## Recorded data

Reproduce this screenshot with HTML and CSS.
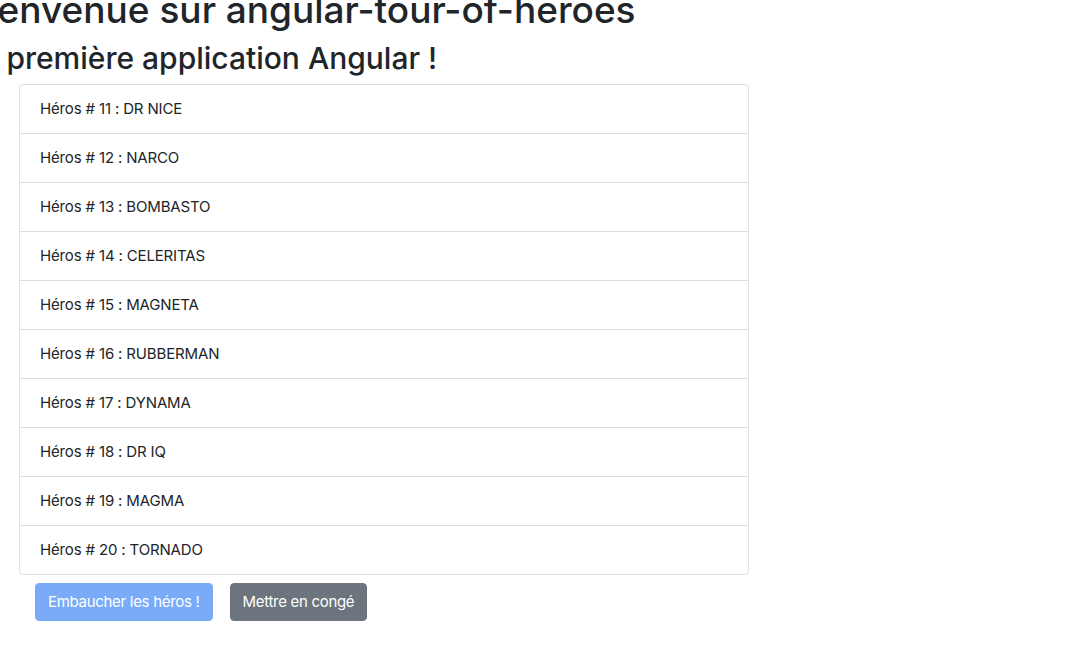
FILE: index.html
```html
<!DOCTYPE html>
<html lang="fr">
<head>
<meta charset="utf-8">
<title>angular-tour-of-heroes</title>
<link rel="stylesheet" href="styles.css">
</head>
<body>
<div class="page">
  <header class="titles">
    <h1 class="title">Bienvenue sur angular-tour-of-heroes</h1>
    <h2 class="subtitle">Ma première application Angular !</h2>
  </header>
  <ul class="list-group">
    <li class="list-item">Héros # 11 : DR NICE</li>
    <li class="list-item">Héros # 12 : NARCO</li>
    <li class="list-item">Héros # 13 : BOMBASTO</li>
    <li class="list-item">Héros # 14 : CELERITAS</li>
    <li class="list-item">Héros # 15 : MAGNETA</li>
    <li class="list-item">Héros # 16 : RUBBERMAN</li>
    <li class="list-item">Héros # 17 : DYNAMA</li>
    <li class="list-item">Héros # 18 : DR IQ</li>
    <li class="list-item">Héros # 19 : MAGMA</li>
    <li class="list-item">Héros # 20 : TORNADO</li>
  </ul>
  <div class="actions">
    <button class="btn btn-primary" disabled>Embaucher les héros !</button>
    <button class="btn btn-secondary">Mettre en congé</button>
  </div>
</div>
</body>
</html>
```
FILE: styles.css
```css
html, body {
  margin: 0;
  padding: 0;
  background: #fff;
}
body {
  font-family: Inter, "Liberation Sans", sans-serif;
  font-size: 16px;
  line-height: 1.5;
  color: #212529;
  overflow: hidden;
}
.page {
  margin-top: -12px;
}
.titles {
  white-space: nowrap;
}
.title {
  font-size: 37px;
  font-weight: 500;
  line-height: 1.2;
  margin: 0 0 8px -36px;
}
.subtitle {
  font-size: 30px;
  font-weight: 500;
  line-height: 1.2;
  margin: 0 0 8px -46px;
}
.list-group {
  list-style: none;
  margin: 0 0 0 19px;
  padding: 0;
  width: 730px;
  box-sizing: border-box;
  border: 1px solid rgba(0,0,0,.125);
  border-radius: 4px;
}
.list-item {
  padding: 12px 20px;
  border-top: 1px solid rgba(0,0,0,.125);
  font-size: 15px;
  line-height: 24px;
  letter-spacing: -0.15px;
}
.list-item:first-child {
  border-top: 0;
}
.actions {
  display: flex;
  gap: 17px;
  margin: 8px 0 0 35px;
}
.btn {
  font-family: inherit;
  font-size: 15px;
  line-height: 24px;
  letter-spacing: -0.3px;
  padding: 6px 12px;
  border: 1px solid transparent;
  border-radius: 4px;
  color: #fff;
}
.btn-primary {
  background: #7aabf9;
  border-color: #7aabf9;
}
.btn-secondary {
  background: #6c757d;
  border-color: #6c757d;
}
```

## The problem
Take the data above and repeat it exactly, leaving each picture out.

## Final result
Reproduce this screenshot with HTML and CSS.
FILE: index.html
```html
<!DOCTYPE html>
<html lang="fr">
<head>
<meta charset="utf-8">
<title>angular-tour-of-heroes</title>
<link rel="stylesheet" href="styles.css">
</head>
<body>
<div class="page">
  <header class="titles">
    <h1 class="title">Bienvenue sur angular-tour-of-heroes</h1>
    <h2 class="subtitle">Ma première application Angular !</h2>
  </header>
  <ul class="list-group">
    <li class="list-item">Héros # 11 : DR NICE</li>
    <li class="list-item">Héros # 12 : NARCO</li>
    <li class="list-item">Héros # 13 : BOMBASTO</li>
    <li class="list-item">Héros # 14 : CELERITAS</li>
    <li class="list-item">Héros # 15 : MAGNETA</li>
    <li class="list-item">Héros # 16 : RUBBERMAN</li>
    <li class="list-item">Héros # 17 : DYNAMA</li>
    <li class="list-item">Héros # 18 : DR IQ</li>
    <li class="list-item">Héros # 19 : MAGMA</li>
    <li class="list-item">Héros # 20 : TORNADO</li>
  </ul>
  <div class="actions">
    <button class="btn btn-primary" disabled>Embaucher les héros !</button>
    <button class="btn btn-secondary">Mettre en congé</button>
  </div>
</div>
</body>
</html>
```
FILE: styles.css
```css
html, body {
  margin: 0;
  padding: 0;
  background: #fff;
}
body {
  font-family: Inter, "Liberation Sans", sans-serif;
  font-size: 16px;
  line-height: 1.5;
  color: #212529;
  overflow: hidden;
}
.page {
  margin-top: -12px;
}
.titles {
  white-space: nowrap;
}
.title {
  font-size: 37px;
  font-weight: 500;
  line-height: 1.2;
  margin: 0 0 8px -36px;
}
.subtitle {
  font-size: 30px;
  font-weight: 500;
  line-height: 1.2;
  margin: 0 0 8px -46px;
}
.list-group {
  list-style: none;
  margin: 0 0 0 19px;
  padding: 0;
  width: 730px;
  box-sizing: border-box;
  border: 1px solid rgba(0,0,0,.125);
  border-radius: 4px;
}
.list-item {
  padding: 12px 20px;
  border-top: 1px solid rgba(0,0,0,.125);
  font-size: 15px;
  line-height: 24px;
  letter-spacing: -0.15px;
}
.list-item:first-child {
  border-top: 0;
}
.actions {
  display: flex;
  gap: 17px;
  margin: 8px 0 0 35px;
}
.btn {
  font-family: inherit;
  font-size: 15px;
  line-height: 24px;
  letter-spacing: -0.3px;
  padding: 6px 12px;
  border: 1px solid transparent;
  border-radius: 4px;
  color: #fff;
}
.btn-primary {
  background: #7aabf9;
  border-color: #7aabf9;
}
.btn-secondary {
  background: #6c757d;
  border-color: #6c757d;
}
```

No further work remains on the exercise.